|Ayllon, Maria - UNIVERSITY OF FL|
|Gowda, Siddarame - UNIVERSITY OF FL|
|Satyanarayana, Tatineni - UNIVERSITY OF FL|
|Karasev, Alexander - UNIVERSITY OF FL|
|Mawassi, Munir - UNIVERSITY OF FL|
|Guerri, Jose - IVIA, VALENCIA, SPAIN|
|Moreno, Pedro - IVIA, VALENCIA, SPAIN|
|Dawson, William - UNIVERSITY OF FL|
Submitted to: Journal of Virology
Publication Type: Peer Reviewed Journal
Publication Acceptance Date: June 11, 2003
Publication Date: September 1, 2003
Citation: Ayllon, Maria A., Gowda, Siddarame, Saryanarayana, Tatineni, Karasev, Alexander, Adkins, S., Mawassi, Munir, Guerri, Jose, Moreno, Pedro, Dawson, William. 2003. Effects of Modification of the Transcription Initiation site context on Citrus Tristeza Virus Subgenomic RNA Synthesis. Journal of Virology. 77:9232-9243. Interpretive Summary: The objective of this research was to further elucidate the mechanism by which citrus tristeza virus (CTV) regulates its replication (reproduction). Data collected permit a comparison to established methods of viral replication and suggest that CTV uses a different mechanism. This report continues a collaborative citrus virology research effort between ARS and the University of Florida. It also provides basic virology information to university, state and Federal research and regulatory scientists studying CTV, an important pathogen of citrus worldwide.

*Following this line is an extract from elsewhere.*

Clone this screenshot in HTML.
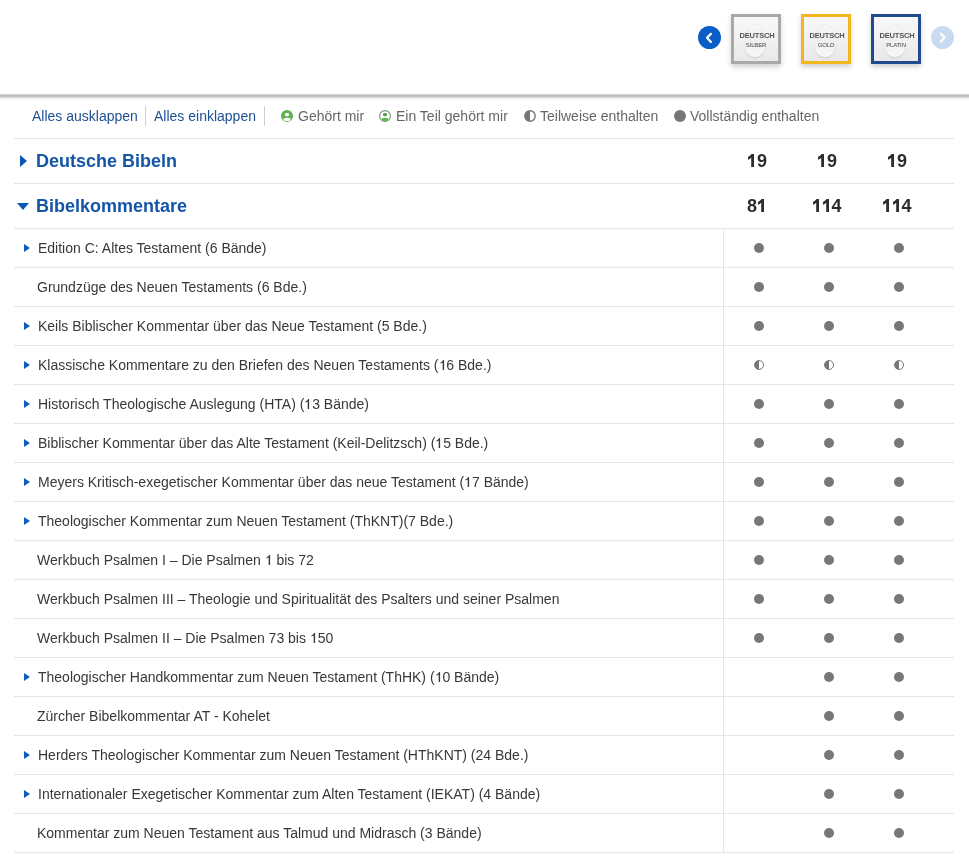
<!DOCTYPE html>
<html><head><meta charset="utf-8">
<style>
*{margin:0;padding:0;box-sizing:border-box}
html,body{width:969px;height:860px;overflow:hidden;background:#fff;font-family:"Liberation Sans",sans-serif}
.wrap{position:absolute;left:0;top:0;width:969px;height:860px;will-change:transform}
.abs{position:absolute}
.shadow{position:absolute;left:0;top:94px;width:969px;height:6px;background:linear-gradient(to bottom,#d4d4d4 0px,#d4d4d4 1px,#bdbdbd 1px,#bdbdbd 2px,#c3c3c3 2px,#c3c3c3 3px,#dadada 3px,#dadada 4px,#efefef 4px,#efefef 5px,#fafafa 5px,#fafafa 6px)}
.nav{position:absolute;top:26px;width:23px;height:23px;border-radius:50%}
.box{position:absolute;top:14px;width:50px;height:50px;border:3px solid #aaa;background:linear-gradient(to bottom,#f8f8f8,#e9e9e9);box-shadow:0 3px 5px rgba(0,0,0,0.18);overflow:hidden}
.eight .c1{position:absolute;left:13px;top:7px;width:16px;height:16px;border-radius:50%;border:1px solid rgba(0,0,0,0.05);box-shadow:inset 0 1px 1px rgba(255,255,255,0.8)}
.eight .c2{position:absolute;left:11px;top:20px;width:20px;height:20px;border-radius:50%;background:linear-gradient(#eeeeee,#f7f7f7);box-shadow:0 1.5px 2px rgba(0,0,0,0.10)}
.bt1{position:absolute;left:1px;width:44px;top:13.5px;text-align:center;font-size:7.5px;font-weight:bold;color:#555;letter-spacing:-0.2px}
.bt2{position:absolute;left:0;width:44px;top:24.5px;text-align:center;font-size:6px;color:#444;letter-spacing:-0.15px}
.tb{position:absolute;top:106px;height:20px;font-size:14px;line-height:20px;white-space:nowrap}
.link{color:#1f4f94}
.sep{position:absolute;top:106px;width:1px;height:20px;background:#d0d0d0}
.leg{color:#666}
.leg svg{position:absolute;top:4px;left:0}
.hline{position:absolute;left:14px;width:940px;height:1px;background:#e6e6e6}
.hdr{position:absolute;left:14px;width:940px;height:44px;line-height:44px;font-size:18px;font-weight:bold;color:#1555a8;white-space:nowrap}
.hdr .num{position:absolute;top:0;width:70px;text-align:center;color:#2d2d2d}
.srow{position:absolute;left:14px;width:940px;height:38px;font-size:14px;line-height:38px;color:#383838;white-space:nowrap}
.srow .st{position:absolute;left:23px;top:0}
.tri{position:absolute;left:10px;top:14.5px;width:0;height:0;border-top:4.5px solid transparent;border-bottom:4.5px solid transparent;border-left:6px solid #0f5cc0}
.dc{position:absolute;top:0;width:70px;height:38px;margin-left:-14px}
.dot{position:absolute;left:30px;top:14px;width:10px;height:10px;border-radius:50%;background:#777}
.half{position:absolute;left:30px;top:14px;width:10px;height:10px;border-radius:50%;border:1.3px solid #777;background:linear-gradient(to right,#777 50%,transparent 50%)}
.t1{color:transparent}
.one{position:absolute}
.vline{position:absolute;left:723px;top:228px;width:1px;height:625px;background:#e6e6e6}
</style></head><body><div class="wrap">
<div class="nav" style="left:698px;background:#0b5dc8"><svg width="23" height="23" viewBox="0 0 23 23"><path d="M12.9 7.9 L9.0 11.8 L12.9 15.9" fill="none" stroke="#fff" stroke-width="2.2" stroke-linecap="round" stroke-linejoin="round"/></svg></div>
<div class="box" style="left:731px;border-color:#a9a9a9"><div class="eight"><div class="c1"></div><div class="c2"></div></div><div class="bt1">DEUTSCH</div><div class="bt2">SILBER</div></div>
<div class="box" style="left:801px;border-color:#f3b61f"><div class="eight"><div class="c1"></div><div class="c2"></div></div><div class="bt1">DEUTSCH</div><div class="bt2">GOLD</div></div>
<div class="box" style="left:871px;border-color:#1f4b8e"><div class="eight"><div class="c1"></div><div class="c2"></div></div><div class="bt1">DEUTSCH</div><div class="bt2">PLATIN</div></div>
<div class="nav" style="left:931px;background:#c9dbf1"><svg width="23" height="23" viewBox="0 0 23 23"><path d="M9.8 7.6 L13.6 11.6 L9.8 15.6" fill="none" stroke="#fff" stroke-width="2.2" stroke-linecap="round" stroke-linejoin="round"/></svg></div>
<div class="shadow"></div>

<div class="tb link" style="left:32px">Alles ausklappen</div>
<div class="sep" style="left:145px"></div>
<div class="tb link" style="left:154px">Alles einklappen</div>
<div class="sep" style="left:264px"></div>
<div class="tb leg" style="left:281px;padding-left:17px"><svg width="12" height="12" viewBox="0 0 12 12"><circle cx="6" cy="6" r="6" fill="#5fb14f"/><rect x="4" y="3" width="4" height="3.2" rx="1.2" fill="#fff"/><path d="M2.6 8.4 Q6 7.2 9.4 8.4 L9.4 10.6 Q6 11.6 2.6 10.6Z" fill="#fff"/></svg>Gehört mir</div>
<div class="tb leg" style="left:379px;padding-left:17px"><svg width="12" height="12" viewBox="0 0 12 12"><circle cx="6" cy="6" r="5.4" fill="none" stroke="#6a9a66" stroke-width="1.1"/><rect x="4" y="3" width="4" height="3.2" rx="1.2" fill="#5aa552"/><path d="M2.9 8.3 Q6 7.3 9.1 8.3 L9.1 10 Q6 11.9 2.9 10Z" fill="#5fb84f"/></svg>Ein Teil gehört mir</div>
<div class="tb leg" style="left:524px;padding-left:16px"><svg width="12" height="12" viewBox="0 0 12 12"><circle cx="6" cy="6" r="5.2" fill="none" stroke="#777" stroke-width="1.4"/><path d="M6 0.8 A5.2 5.2 0 0 0 6 11.2Z" fill="#777"/></svg>Teilweise enthalten</div>
<div class="tb leg" style="left:674px;padding-left:16px"><svg width="12" height="12" viewBox="0 0 12 12"><circle cx="6" cy="6" r="6" fill="#777"/></svg>Vollständig enthalten</div>

<div class="hline" style="top:138px"></div>
<div class="hdr" style="top:139px"><span class="tri" style="left:6px;top:16px;border-top-width:6px;border-bottom-width:6px;border-left-width:7.5px;border-left-color:#0e57ba"></span><span style="position:absolute;left:22px">Deutsche Bibeln</span><span class="num" style="left:708px"><span class="t1">1</span>9</span><span class="num" style="left:778px"><span class="t1">1</span>9</span><span class="num" style="left:848px"><span class="t1">1</span>9</span></div>
<div class="hline" style="top:183px"></div>
<div class="hdr" style="top:184px"><span class="tri" style="left:3px;top:19px;border-left:6px solid transparent;border-right:6px solid transparent;border-top:7.5px solid #0e57ba;border-bottom:0"></span><span style="position:absolute;left:22px">Bibelkommentare</span><span class="num" style="left:708px">8<span class="t1">1</span></span><span class="num" style="left:778px"><span class="t1">1</span><span class="t1">1</span>4</span><span class="num" style="left:848px"><span class="t1">1</span><span class="t1">1</span>4</span></div>
<div class="hline" style="top:228px"></div>
<div class="hline" style="top:267px"></div>
<div class="hline" style="top:306px"></div>
<div class="hline" style="top:345px"></div>
<div class="hline" style="top:384px"></div>
<div class="hline" style="top:423px"></div>
<div class="hline" style="top:462px"></div>
<div class="hline" style="top:501px"></div>
<div class="hline" style="top:540px"></div>
<div class="hline" style="top:579px"></div>
<div class="hline" style="top:618px"></div>
<div class="hline" style="top:657px"></div>
<div class="hline" style="top:696px"></div>
<div class="hline" style="top:735px"></div>
<div class="hline" style="top:774px"></div>
<div class="hline" style="top:813px"></div>
<div class="hline" style="top:852px"></div>
<div class="vline"></div>
<svg class="one" style="left:747px;top:154px" width="10" height="13" viewBox="0 0 10 13"><path d="M4.6 0 H7 V13 H4.2 V3.7 Q2.8 5 1 5.8 V2.9 Q3.6 1.7 4.6 0 Z" fill="#2d2d2d"/></svg><svg class="one" style="left:817px;top:154px" width="10" height="13" viewBox="0 0 10 13"><path d="M4.6 0 H7 V13 H4.2 V3.7 Q2.8 5 1 5.8 V2.9 Q3.6 1.7 4.6 0 Z" fill="#2d2d2d"/></svg><svg class="one" style="left:887px;top:154px" width="10" height="13" viewBox="0 0 10 13"><path d="M4.6 0 H7 V13 H4.2 V3.7 Q2.8 5 1 5.8 V2.9 Q3.6 1.7 4.6 0 Z" fill="#2d2d2d"/></svg><svg class="one" style="left:757px;top:199px" width="10" height="13" viewBox="0 0 10 13"><path d="M4.6 0 H7 V13 H4.2 V3.7 Q2.8 5 1 5.8 V2.9 Q3.6 1.7 4.6 0 Z" fill="#2d2d2d"/></svg><svg class="one" style="left:812px;top:199px" width="10" height="13" viewBox="0 0 10 13"><path d="M4.6 0 H7 V13 H4.2 V3.7 Q2.8 5 1 5.8 V2.9 Q3.6 1.7 4.6 0 Z" fill="#2d2d2d"/></svg><svg class="one" style="left:822px;top:199px" width="10" height="13" viewBox="0 0 10 13"><path d="M4.6 0 H7 V13 H4.2 V3.7 Q2.8 5 1 5.8 V2.9 Q3.6 1.7 4.6 0 Z" fill="#2d2d2d"/></svg><svg class="one" style="left:882px;top:199px" width="10" height="13" viewBox="0 0 10 13"><path d="M4.6 0 H7 V13 H4.2 V3.7 Q2.8 5 1 5.8 V2.9 Q3.6 1.7 4.6 0 Z" fill="#2d2d2d"/></svg><svg class="one" style="left:892px;top:199px" width="10" height="13" viewBox="0 0 10 13"><path d="M4.6 0 H7 V13 H4.2 V3.7 Q2.8 5 1 5.8 V2.9 Q3.6 1.7 4.6 0 Z" fill="#2d2d2d"/></svg><svg class="one" style="left:438.5px;top:357px" width="8" height="16" viewBox="0 0 8 16"><path d="M4.2 3 H5.1 V13 H3.7 V5.5 Q2.9 6.1 1.5 6.6 V5.4 Q3.3 4.6 4.2 3 Z" fill="#383838"/></svg><svg class="one" style="left:304.375px;top:396px" width="8" height="16" viewBox="0 0 8 16"><path d="M4.2 3 H5.1 V13 H3.7 V5.5 Q2.9 6.1 1.5 6.6 V5.4 Q3.3 4.6 4.2 3 Z" fill="#383838"/></svg><svg class="one" style="left:435.328125px;top:435px" width="8" height="16" viewBox="0 0 8 16"><path d="M4.2 3 H5.1 V13 H3.7 V5.5 Q2.9 6.1 1.5 6.6 V5.4 Q3.3 4.6 4.2 3 Z" fill="#383838"/></svg><svg class="one" style="left:464.140625px;top:474px" width="8" height="16" viewBox="0 0 8 16"><path d="M4.2 3 H5.1 V13 H3.7 V5.5 Q2.9 6.1 1.5 6.6 V5.4 Q3.3 4.6 4.2 3 Z" fill="#383838"/></svg><svg class="one" style="left:264.71875px;top:552px" width="8" height="16" viewBox="0 0 8 16"><path d="M4.2 3 H5.1 V13 H3.7 V5.5 Q2.9 6.1 1.5 6.6 V5.4 Q3.3 4.6 4.2 3 Z" fill="#383838"/></svg><svg class="one" style="left:309.859375px;top:630px" width="8" height="16" viewBox="0 0 8 16"><path d="M4.2 3 H5.1 V13 H3.7 V5.5 Q2.9 6.1 1.5 6.6 V5.4 Q3.3 4.6 4.2 3 Z" fill="#383838"/></svg><svg class="one" style="left:434.5625px;top:669px" width="8" height="16" viewBox="0 0 8 16"><path d="M4.2 3 H5.1 V13 H3.7 V5.5 Q2.9 6.1 1.5 6.6 V5.4 Q3.3 4.6 4.2 3 Z" fill="#383838"/></svg>
<div class="srow" style="top:229px"><span class=tri></span><span class="st" style=left:24px>Edition C: Altes Testament (6 Bände)</span><div class="dc" style="left:724px"><span class="dot"></span></div><div class="dc" style="left:794px"><span class="dot"></span></div><div class="dc" style="left:864px"><span class="dot"></span></div></div>
<div class="srow" style="top:268px"><span class="st">Grundzüge des Neuen Testaments (6 Bde.)</span><div class="dc" style="left:724px"><span class="dot"></span></div><div class="dc" style="left:794px"><span class="dot"></span></div><div class="dc" style="left:864px"><span class="dot"></span></div></div>
<div class="srow" style="top:307px"><span class=tri></span><span class="st" style=left:24px>Keils Biblischer Kommentar über das Neue Testament (5 Bde.)</span><div class="dc" style="left:724px"><span class="dot"></span></div><div class="dc" style="left:794px"><span class="dot"></span></div><div class="dc" style="left:864px"><span class="dot"></span></div></div>
<div class="srow" style="top:346px"><span class=tri></span><span class="st" style=left:24px>Klassische Kommentare zu den Briefen des Neuen Testaments (<span class=t1>1</span>6 Bde.)</span><div class="dc" style="left:724px"><span class="half"></span></div><div class="dc" style="left:794px"><span class="half"></span></div><div class="dc" style="left:864px"><span class="half"></span></div></div>
<div class="srow" style="top:385px"><span class=tri></span><span class="st" style=left:24px>Historisch Theologische Auslegung (HTA) (<span class=t1>1</span>3 Bände)</span><div class="dc" style="left:724px"><span class="dot"></span></div><div class="dc" style="left:794px"><span class="dot"></span></div><div class="dc" style="left:864px"><span class="dot"></span></div></div>
<div class="srow" style="top:424px"><span class=tri></span><span class="st" style=left:24px>Biblischer Kommentar über das Alte Testament (Keil-Delitzsch) (<span class=t1>1</span>5 Bde.)</span><div class="dc" style="left:724px"><span class="dot"></span></div><div class="dc" style="left:794px"><span class="dot"></span></div><div class="dc" style="left:864px"><span class="dot"></span></div></div>
<div class="srow" style="top:463px"><span class=tri></span><span class="st" style=left:24px>Meyers Kritisch-exegetischer Kommentar über das neue Testament (<span class=t1>1</span>7 Bände)</span><div class="dc" style="left:724px"><span class="dot"></span></div><div class="dc" style="left:794px"><span class="dot"></span></div><div class="dc" style="left:864px"><span class="dot"></span></div></div>
<div class="srow" style="top:502px"><span class=tri></span><span class="st" style=left:24px>Theologischer Kommentar zum Neuen Testament (ThKNT)(7 Bde.)</span><div class="dc" style="left:724px"><span class="dot"></span></div><div class="dc" style="left:794px"><span class="dot"></span></div><div class="dc" style="left:864px"><span class="dot"></span></div></div>
<div class="srow" style="top:541px"><span class="st">Werkbuch Psalmen I – Die Psalmen <span class=t1>1</span> bis 72</span><div class="dc" style="left:724px"><span class="dot"></span></div><div class="dc" style="left:794px"><span class="dot"></span></div><div class="dc" style="left:864px"><span class="dot"></span></div></div>
<div class="srow" style="top:580px"><span class="st">Werkbuch Psalmen III – Theologie und Spiritualität des Psalters und seiner Psalmen</span><div class="dc" style="left:724px"><span class="dot"></span></div><div class="dc" style="left:794px"><span class="dot"></span></div><div class="dc" style="left:864px"><span class="dot"></span></div></div>
<div class="srow" style="top:619px"><span class="st">Werkbuch Psalmen II – Die Psalmen 73 bis <span class=t1>1</span>50</span><div class="dc" style="left:724px"><span class="dot"></span></div><div class="dc" style="left:794px"><span class="dot"></span></div><div class="dc" style="left:864px"><span class="dot"></span></div></div>
<div class="srow" style="top:658px"><span class=tri></span><span class="st" style=left:24px>Theologischer Handkommentar zum Neuen Testament (ThHK) (<span class=t1>1</span>0 Bände)</span><div class="dc" style="left:724px"></div><div class="dc" style="left:794px"><span class="dot"></span></div><div class="dc" style="left:864px"><span class="dot"></span></div></div>
<div class="srow" style="top:697px"><span class="st">Zürcher Bibelkommentar AT - Kohelet</span><div class="dc" style="left:724px"></div><div class="dc" style="left:794px"><span class="dot"></span></div><div class="dc" style="left:864px"><span class="dot"></span></div></div>
<div class="srow" style="top:736px"><span class=tri></span><span class="st" style=left:24px>Herders Theologischer Kommentar zum Neuen Testament (HThKNT) (24 Bde.)</span><div class="dc" style="left:724px"></div><div class="dc" style="left:794px"><span class="dot"></span></div><div class="dc" style="left:864px"><span class="dot"></span></div></div>
<div class="srow" style="top:775px"><span class=tri></span><span class="st" style=left:24px>Internationaler Exegetischer Kommentar zum Alten Testament (IEKAT) (4 Bände)</span><div class="dc" style="left:724px"></div><div class="dc" style="left:794px"><span class="dot"></span></div><div class="dc" style="left:864px"><span class="dot"></span></div></div>
<div class="srow" style="top:814px"><span class="st">Kommentar zum Neuen Testament aus Talmud und Midrasch (3 Bände)</span><div class="dc" style="left:724px"></div><div class="dc" style="left:794px"><span class="dot"></span></div><div class="dc" style="left:864px"><span class="dot"></span></div></div>
</div></body></html>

Technical Abstract: Citrus tristeza virus (CTV), a member of the Closteroviridae, has a positive-sense RNA genome of about 20-kb organized into 12 open reading frames (ORFs). The last ten ORFs are expressed through 3´-coterminal subgenomic RNAs (sgRNAs) regulated in both amounts and timing. Additionally, relatively large amounts of complementary sgRNAs are produced. We have been unable to determine whether these sgRNAs are produced by internal promotion from the full-length template minus strand or by transcription from the minus-stranded sgRNAs. Understanding the regulation of ten sgRNAs is a conceptual challenge. In analyzing commonalities of a replicase complex in producing so many sgRNAs, we examined initiating nucleotides of the sgRNAs. We mapped the 5´ termini of intermediate (CP, p13) and low (p18) produced sgRNAs that like the two highly abundant sgRNAs (p20 and p23) previously mapped all initiate with an adenylate. We then examined modifications of the initiation site, which has been shown to be useful in defining mechanisms of sgRNA synthesis. Surprisingly, mutation of the initiating nucleotide of the CTV sgRNAs did not prevent sgRNA accumulation. Based on our results, the CTV replication complex appears to initiate sgRNA synthesis with purines, preferably with adenylates, and is able to initiate synthesis using a nucleotide a few positions 5¿ or 3¿ of the native initiation nucleotide. Furthermore, the context of the initiation site appears to be a regulatory mechanism for levels of sgRNA production. These data do not support either of the established mechanisms for synthesis of sgRNAs, suggesting that CTV sgRNA production utilizes a different mechanism.